La marque « MONT BLANC » : crème dessert ou vodka ?

4 janvier 2021 | Marque

Déchéance partielle et prise en compte de la réglementation sur la publicité indirecte pour les boissons alcooliques

Nous sommes nombreux à connaître la marque MONT BLANC pour les crèmes dessert. Dans les années 1970, elle représentait la plus grande part de marché ; elle conserve encore une part honorable en se classant il y a quelques années en quatrième position derrière Danette, Yoplait et La Laitière.

La marque MONT BLANC créée en Haute-Savoie en 1917 par la société éponyme fut enregistrée en 1985 à l’INPI non seulement pour les produits laitiers, mais encore – de manière qui peut paraître surprenante – pour les vins et liqueurs.

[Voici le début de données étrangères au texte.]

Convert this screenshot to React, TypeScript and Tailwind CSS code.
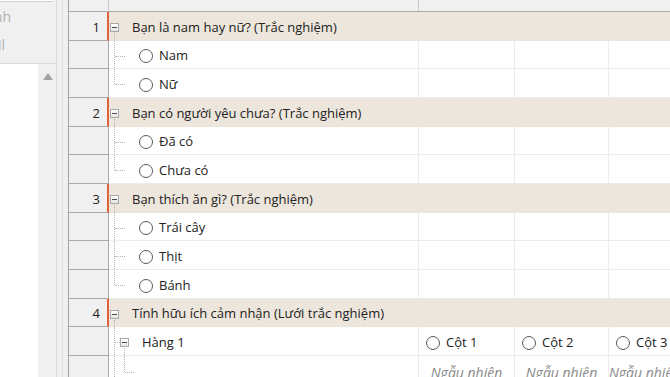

Surveillant les marques déposées en France, la société Mont Blanc repère en 2013 la marque internationale MONT BLANC désignant la France et déposée par la société de droit russe Unipak pour de la vodka. Dénonçant le risque de confusion pouvant exister entre les produits susceptibles d’être commercialisés par les deux sociétés, la société Mont Blanc se prévalant de l’antériorité de sa propre marque pour les alcools fait opposition à la marque de la société russe pour de la vodka.

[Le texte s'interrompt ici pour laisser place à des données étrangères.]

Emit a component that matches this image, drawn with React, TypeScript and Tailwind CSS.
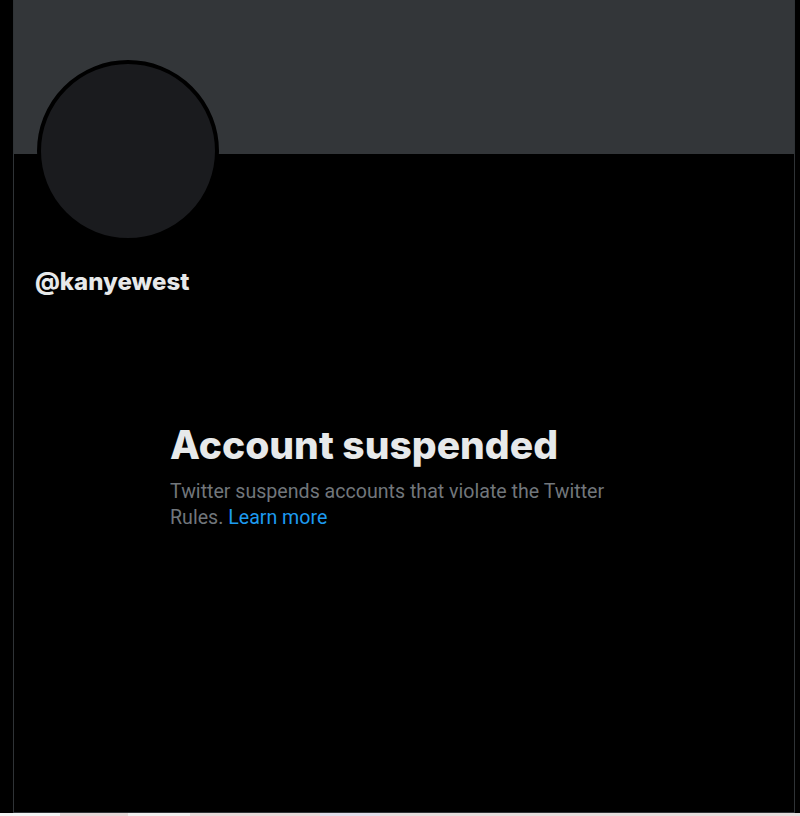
const App = () => {
  return (
    <div className="flex flex-col h-[816px] w-[800px] bg-black overflow-hidden" style={{ fontFamily: 'Roboto, "Liberation Sans", Arial, sans-serif' }}>
      <div className="flex h-[813px]">
        <div className="w-[13px] bg-black" />
        <div className="flex w-[782px] flex-col border-x border-b border-[#2f3336] bg-black">
          <div className="h-[154px] w-full bg-[#333639]" />
          <div className="-mt-[94px] ml-[23px] h-[182px] w-[182px] rounded-full border-4 border-black bg-[#1a1b1e]" />
          <div className="mt-[26px] pl-[21px] font-['Inter',sans-serif] text-[24px] leading-[28px] font-extrabold text-[#e7e9ea]">@kanyewest</div>
          <div className="mt-[125px] pl-[156px]">
            <h1 className="font-['Inter',sans-serif] text-[39px] leading-[48px] font-extrabold text-[#e7e9ea]">Account suspended</h1>
            <p className="mt-[10px] w-[450px] text-[19.6px] leading-[26px] text-[#71767b]">
              Twitter suspends accounts that violate the Twitter Rules.{" "}
              <a className="text-[#1d9bf0]">Learn more</a>
            </p>
          </div>
        </div>
        <div className="flex-1 bg-black" />
      </div>
      <div className="flex h-[3px]">
        <div className="w-[60px] bg-[#f4f4f4]" />
        <div className="w-[68px] bg-[#e6d6d6]" />
        <div className="w-[62px] bg-[#f2eeee]" />
        <div className="w-[130px] bg-[#e8d8d8]" />
        <div className="w-[60px] bg-[#e2ddea]" />
        <div className="flex-1 bg-[#e6dcdc]" />
      </div>
    </div>
  );
};

export default App;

Or, lorsqu’une marque n’est pas utilisée pendant une période ininterrompue de cinq ans pour des produits et services enregistrés, elle encourt la déchéance pour ces produits et services. C’est justement ce qu’a fait valoir la société russe devant le Tribunal pour faire annuler partiellement la marque MONT BLANC de la société française, relative aux vins et liqueurs. Le juge n’a nullement retenu les justifications de la société Mont Blanc qui expliqua qu’elle avait sciemment déposé sa marque aussi pour les alcools afin d’en faire une marque de barrage destinée à empêcher toute commercialisation de boissons alcoolisées sous le même nom, et cela par « souci de préserver sa notoriété et son image de marque, en l’occurrence celle d’une entreprise produisant et commercialisant des produits essentiellement destinés aux enfants et adolescents, notamment des crèmes dessert et autres produits transformés à base de lait ». On soulignera que les arguments de la société Mont Blanc n’ont pas été retenus par les juges en tant que « justes motifs » au sens de l’article L. 714-5 du Code de la propriété intellectuelle, les justes motifs pour le non-usage d’une marque devant selon les termes d’une décision de 2007 de la Cour de Justice des Communautés Européennes, s’entendre des obstacles qui certes présentent une relation directe avec la marque rendant impossible son usage, mais qui sont en outre indépendants de la volonté de son titulaire.

Toujours en première instance, la société Mont Blanc tenta en demande reconventionnelle de faire annuler la marque MONT BLANC de la société russe Unipak pour de la vodka, mais sans succès. En revanche, elle obtint gain de cause pour l’interdiction de commercialisation ou de promotion sous la marque MONT BLANC de boissons alcoolisées sur le territoire français par la société russe. En octobre 2020, la cour d’appel, confirme le premier jugement en partageant sa même analyse : « une telle commercialisation, en ce qu’elle porte sur des produits aux antipodes de ceux commercialisés par la société Mont Blanc, serait de nature à porter préjudice à celle-ci, comme venant perturber le message promotionnel véhiculé par elle depuis plusieurs décennies auprès d’un jeune public par définition non consommateur d’alcool, en l’occurrence un message présentant les produits laitiers comme sains et dynamisants, alors qu’à l’inverse l’innocuité des boissons alcoolisées, a fortiori des alcools forts, est très contestée, à tout le moins par la communauté scientifique et médicale ».

Si la société russe est parvenue à ne pas faire annuler sa marque MONT BLANC pour de la vodka, nous avons trouvé intéressant de mettre en avant la décision lui interdisant toute promotion ou commercialisation de boissons alcoolisées sur le territoire français sous sa marque, avec pour fondement, l’entrave qu’aurait sinon subie la société Mont Blanc à la libre utilisation de sa marque antérieure dont la renommée pour les produits laitiers est toujours actuelle. En effet, la société Mont Blanc aurait été contrainte à se soumettre à des restrictions publicitaires, résultant du Code de la santé publique pour prévenir l’alcoolisme, puisque sa publicité aurait pu être considérée comme de la publicité indirecte pour des boissons alcoolisées. Attendons de savoir si cette décision susceptible de pourvoi en cassation deviendra définitive.